We have one JDBC source connector that is extracting data from oracle to Kafka topic and the s3 sink connector will generate files as per data available in Kafka topic. We have one cron job schedule for deleting and recreating connectors every day.

Error: We are getting those S3 files twice a day due to a polling interval of 24 hrs looks like. So we have changed the polling interval to 6 days but still, it’s taking 24 hrs of that polling interval.

Do we have any metadata location so that we can see when the connectors and topics’ last execution happened?

Can you clarify what you mean by “polling interval”?

The S3 sink will always immediately consume the records. It’ll buffer them in memory until a Partition is reached, based on your chosen partitioner class, but always will dump out “flush.size” or from the “scheduled rotation” configuration. There may be a JMX metric that shows the size of the buffer, but otherwise, a drop in consumer group lag will indicate when records actually get committed to S3.

Would you mind sharing your sink configuration?

PFA sink connector properties.

Actually, we have a cron job scheduled for delet and create connectors every day at 3 am and it’s running perfectly fine from source to s3 sink files generation but somehow at around 10 am, again same s3 files generating and no spike we have seen in production and consumption graph and no data loaded into Kafka topic.

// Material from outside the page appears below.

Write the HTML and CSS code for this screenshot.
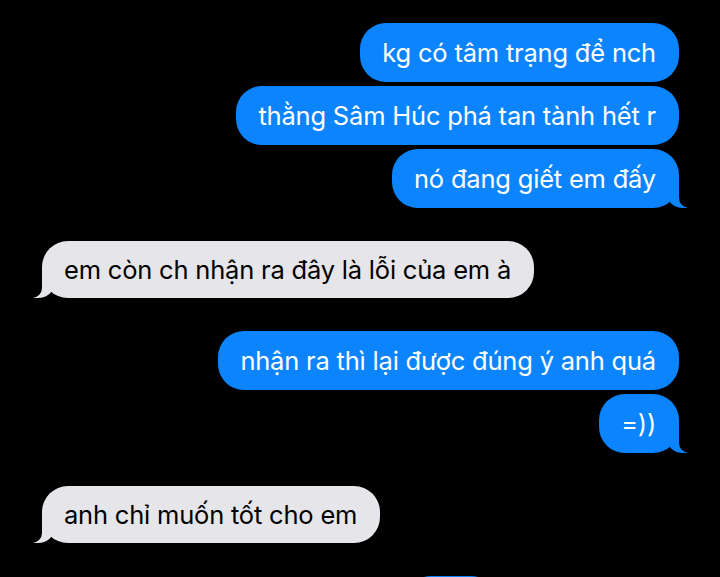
FILE: index.html
```html
<!DOCTYPE html>
<html lang="vi">

<head>
    <meta charset="UTF-8">
    <meta name="viewport" content="width=device-width, initial-scale=1.0">
    <title>Tin nhắn</title>
    <link rel="stylesheet" href="styles.css">
</head>

<body>
    <div class="thread">
        <div class="group sent">
            <div class="bubble">kg có tâm trạng để nch</div>
            <div class="bubble">thằng Sâm Húc phá tan tành hết r</div>
            <div class="bubble tail">nó đang giết em đấy</div>
        </div>

        <div class="group received">
            <div class="bubble tail">em còn ch nhận ra đây là lỗi của em à</div>
        </div>

        <div class="group sent">
            <div class="bubble">nhận ra thì lại được đúng ý anh quá</div>
            <div class="bubble tail">=))</div>
        </div>

        <div class="group received">
            <div class="bubble tail">anh chỉ muốn tốt cho em</div>
        </div>

        <div class="group sent">
            <div class="bubble cut">&nbsp;</div>
        </div>
    </div>
</body>

</html>
```

FILE: styles.css
```css
html {
    font-family: Inter, "Noto Sans", sans-serif;
}

body {
    margin: 0;
    background: #000;
    height: 577px;
    overflow: hidden;
}

.thread {
    display: flex;
    flex-direction: column;
    gap: 33px;
    padding: 23px 41px 0 42px;
}

.group {
    display: flex;
    flex-direction: column;
    gap: 4px;
}

.group.sent {
    align-items: flex-end;
}

.group.received {
    align-items: flex-start;
}

.bubble {
    position: relative;
    padding: 15px 23px 15px 22px;
    font-size: 25.5px;
    line-height: 29px;
    letter-spacing: -0.2px;
    border-radius: 26px;
    white-space: nowrap;
}

.sent .bubble {
    background: #0b84fe;
    color: #fff;
}

.received .bubble {
    padding-top: 14px;
    padding-bottom: 14px;
    background: #e5e5ea;
    color: #000;
}

/* tails */
.bubble.tail::before,
.bubble.tail::after {
    content: "";
    position: absolute;
    bottom: 0;
    height: 25px;
}

.sent .bubble.tail::before {
    right: -8px;
    width: 20px;
    background: #0b84fe;
    border-bottom-left-radius: 16px 14px;
}

.sent .bubble.tail::after {
    right: -26px;
    width: 26px;
    background: #000;
    border-bottom-left-radius: 10px;
}

.received .bubble.tail::before {
    left: -8px;
    width: 20px;
    background: #e5e5ea;
    border-bottom-right-radius: 16px 14px;
}

.received .bubble.tail::after {
    left: -26px;
    width: 26px;
    background: #000;
    border-bottom-right-radius: 10px;
}

.bubble.cut {
    width: 92px;
    padding-left: 0;
    padding-right: 0;
    margin-right: 182px;
}
```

Can we know from somewhere how many times the connector is running or s3 sink is taking data from some other source as well?

PFA source connector properties as well

You shouldn’t need a cron to delete and create. That may cause more issues than solutions. As mentioned, there is no “polling interval”. You can reduce the scheduled rotation interval and flush size if you’d like data written more frequently to S3. And the S3 sink only “takes data” from the topics you’ve configured it for.

know from somewhere how many times the connector is running

I would start at the logs

We have a polling interval of 24 hrs that got mentioned in the source connector file.

The problem is we don’t have data into the topic a second time but s3 is generating files a second time don’t know from where. As you can see s3 sink connector is associated with one single topic.

Have you checked the source topic yourself?

The S3 sink should have exactly once delivery - https://www.confluent.io/blog/apache-kafka-to-amazon-s3-exactly-once/

However, if you’re frequently deleting and recreating the connector, then that might not be guaranteed any longer. Especially if you create the connector with a new name each time

Yes, I have checked the topic on the confluent control center and it didn’t produce and consumed any data at the 2nd-time run.

Also, what would be the maximum value for polling interval and why?

As mentioned, there is no polling “interval”. The consumer api will fetch the records as soon as they are available in the topic. The S3 connector will then buffer the records in memory until flush, scheduled rotation, or new partition is reached

Just for clarification, I am not asking polling interval for the s3 sink connector.

For source connectors, we usually give polling intervals and that is what I am asking.

Polling interval related to source connector only. Please go through my source properties file and if possible please let me know about the source connector polling interval.